## Dataset content
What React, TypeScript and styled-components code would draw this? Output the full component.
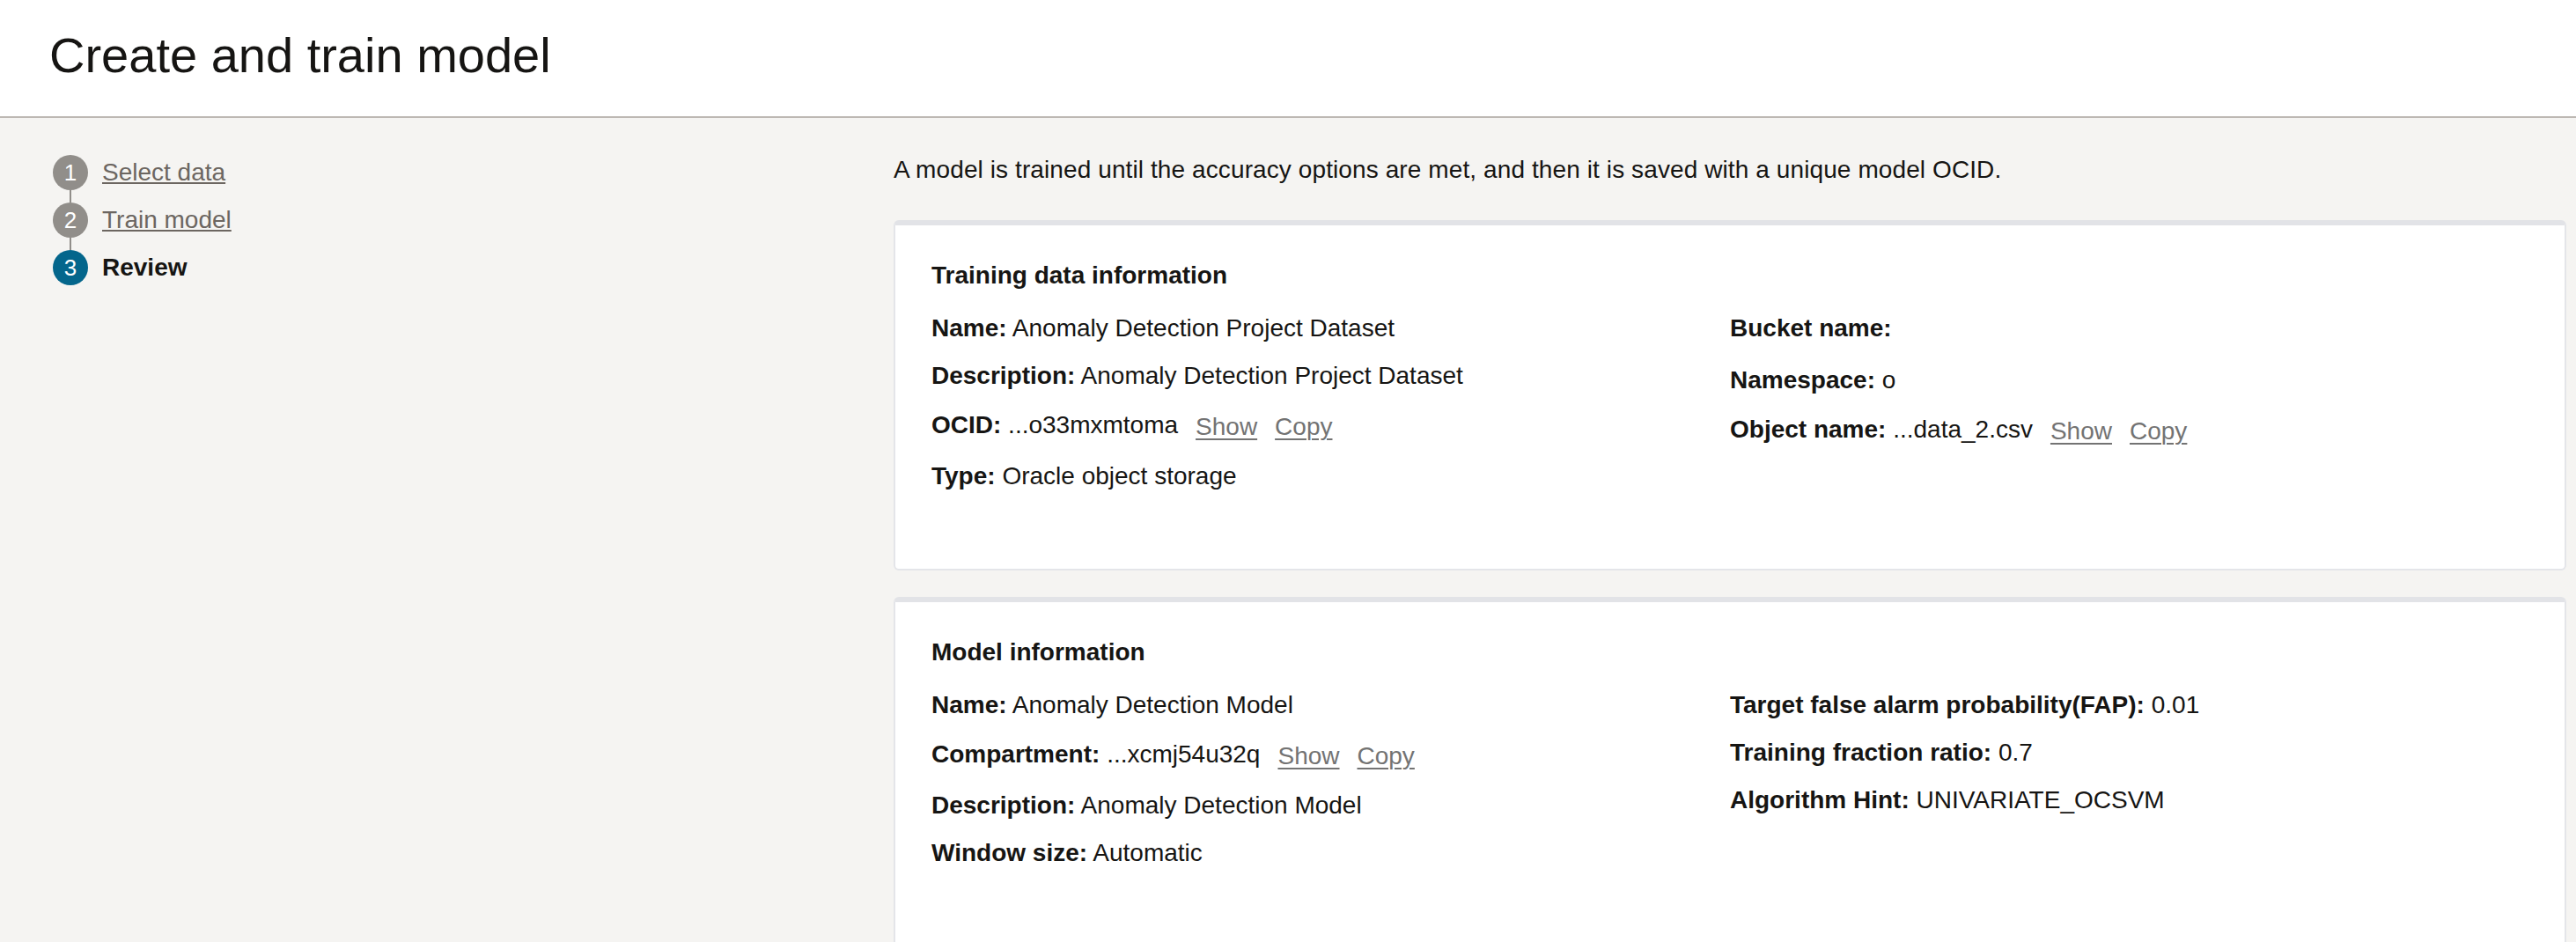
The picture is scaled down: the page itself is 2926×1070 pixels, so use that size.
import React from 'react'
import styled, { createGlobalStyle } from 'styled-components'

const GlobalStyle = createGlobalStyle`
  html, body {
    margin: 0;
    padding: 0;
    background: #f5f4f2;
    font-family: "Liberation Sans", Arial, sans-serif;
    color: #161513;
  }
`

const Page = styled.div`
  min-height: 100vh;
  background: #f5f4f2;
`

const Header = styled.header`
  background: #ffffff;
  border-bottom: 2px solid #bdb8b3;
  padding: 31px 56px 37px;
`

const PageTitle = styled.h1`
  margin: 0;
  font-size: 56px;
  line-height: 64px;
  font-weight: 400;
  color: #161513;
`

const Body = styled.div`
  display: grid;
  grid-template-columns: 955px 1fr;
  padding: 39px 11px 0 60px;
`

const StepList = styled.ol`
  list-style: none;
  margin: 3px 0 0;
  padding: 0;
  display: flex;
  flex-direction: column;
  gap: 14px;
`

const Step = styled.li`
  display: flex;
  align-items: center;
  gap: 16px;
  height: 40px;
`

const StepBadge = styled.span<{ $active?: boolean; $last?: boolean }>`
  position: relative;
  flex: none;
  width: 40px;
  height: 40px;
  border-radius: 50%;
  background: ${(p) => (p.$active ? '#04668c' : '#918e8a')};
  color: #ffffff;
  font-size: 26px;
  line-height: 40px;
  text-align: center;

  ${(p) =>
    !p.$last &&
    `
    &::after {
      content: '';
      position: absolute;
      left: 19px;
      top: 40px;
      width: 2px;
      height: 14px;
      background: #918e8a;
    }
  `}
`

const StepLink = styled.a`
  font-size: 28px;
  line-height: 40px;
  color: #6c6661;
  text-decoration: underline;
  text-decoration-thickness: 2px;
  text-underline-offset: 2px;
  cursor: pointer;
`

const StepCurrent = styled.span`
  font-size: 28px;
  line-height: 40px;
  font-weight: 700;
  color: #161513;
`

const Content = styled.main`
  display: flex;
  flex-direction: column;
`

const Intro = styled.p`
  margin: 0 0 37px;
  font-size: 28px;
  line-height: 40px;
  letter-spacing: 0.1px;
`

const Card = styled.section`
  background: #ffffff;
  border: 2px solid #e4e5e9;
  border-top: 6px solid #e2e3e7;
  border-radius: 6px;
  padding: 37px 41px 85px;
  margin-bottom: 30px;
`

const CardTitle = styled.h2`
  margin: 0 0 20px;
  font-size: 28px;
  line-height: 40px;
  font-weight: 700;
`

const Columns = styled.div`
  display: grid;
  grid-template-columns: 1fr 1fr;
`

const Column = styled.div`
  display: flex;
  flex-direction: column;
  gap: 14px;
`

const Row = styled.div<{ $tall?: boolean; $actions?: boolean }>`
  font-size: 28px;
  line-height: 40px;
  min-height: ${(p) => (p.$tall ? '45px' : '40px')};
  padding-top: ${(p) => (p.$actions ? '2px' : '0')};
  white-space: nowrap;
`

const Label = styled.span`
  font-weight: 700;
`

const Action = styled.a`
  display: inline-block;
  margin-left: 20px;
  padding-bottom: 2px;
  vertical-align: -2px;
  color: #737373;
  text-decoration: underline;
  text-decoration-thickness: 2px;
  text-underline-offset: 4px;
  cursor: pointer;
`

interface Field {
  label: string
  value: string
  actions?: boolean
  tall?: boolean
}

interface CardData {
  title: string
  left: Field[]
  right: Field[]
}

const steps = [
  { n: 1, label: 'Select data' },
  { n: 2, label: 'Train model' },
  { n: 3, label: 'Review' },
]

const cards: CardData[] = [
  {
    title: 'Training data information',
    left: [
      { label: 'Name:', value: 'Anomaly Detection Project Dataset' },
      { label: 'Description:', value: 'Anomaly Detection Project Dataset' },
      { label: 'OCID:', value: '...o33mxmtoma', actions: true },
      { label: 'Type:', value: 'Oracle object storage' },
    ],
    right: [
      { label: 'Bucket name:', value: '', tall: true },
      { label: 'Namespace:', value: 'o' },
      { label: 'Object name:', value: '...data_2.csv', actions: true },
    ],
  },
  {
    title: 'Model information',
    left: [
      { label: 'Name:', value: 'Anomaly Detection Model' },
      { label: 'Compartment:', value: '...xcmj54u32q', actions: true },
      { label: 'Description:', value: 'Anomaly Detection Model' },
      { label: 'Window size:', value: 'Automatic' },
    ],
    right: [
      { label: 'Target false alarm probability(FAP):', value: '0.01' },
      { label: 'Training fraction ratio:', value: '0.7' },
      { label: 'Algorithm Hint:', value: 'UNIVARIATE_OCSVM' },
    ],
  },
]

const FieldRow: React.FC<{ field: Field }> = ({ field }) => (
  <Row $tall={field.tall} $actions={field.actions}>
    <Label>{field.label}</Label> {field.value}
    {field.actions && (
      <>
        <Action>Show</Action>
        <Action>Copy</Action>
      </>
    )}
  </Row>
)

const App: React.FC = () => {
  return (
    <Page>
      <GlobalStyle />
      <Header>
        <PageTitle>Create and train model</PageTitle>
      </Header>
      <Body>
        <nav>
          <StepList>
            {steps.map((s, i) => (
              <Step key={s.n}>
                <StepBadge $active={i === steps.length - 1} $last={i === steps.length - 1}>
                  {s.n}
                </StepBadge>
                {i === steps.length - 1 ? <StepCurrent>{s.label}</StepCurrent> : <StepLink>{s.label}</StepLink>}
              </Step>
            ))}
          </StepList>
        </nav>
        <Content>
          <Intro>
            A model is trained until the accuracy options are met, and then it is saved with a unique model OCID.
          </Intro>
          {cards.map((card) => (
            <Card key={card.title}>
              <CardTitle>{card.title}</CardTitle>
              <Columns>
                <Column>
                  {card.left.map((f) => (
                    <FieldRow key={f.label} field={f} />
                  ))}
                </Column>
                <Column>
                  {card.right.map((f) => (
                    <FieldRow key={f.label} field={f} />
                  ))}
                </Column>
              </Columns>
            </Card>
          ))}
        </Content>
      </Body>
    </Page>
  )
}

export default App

## What is needed
List every line above containing the word "React".

## Result below
What React, TypeScript and styled-components code would draw this? Output the full component.
import React from 'react'
const FieldRow: React.FC<{ field: Field }> = ({ field }) => (
const App: React.FC = () => {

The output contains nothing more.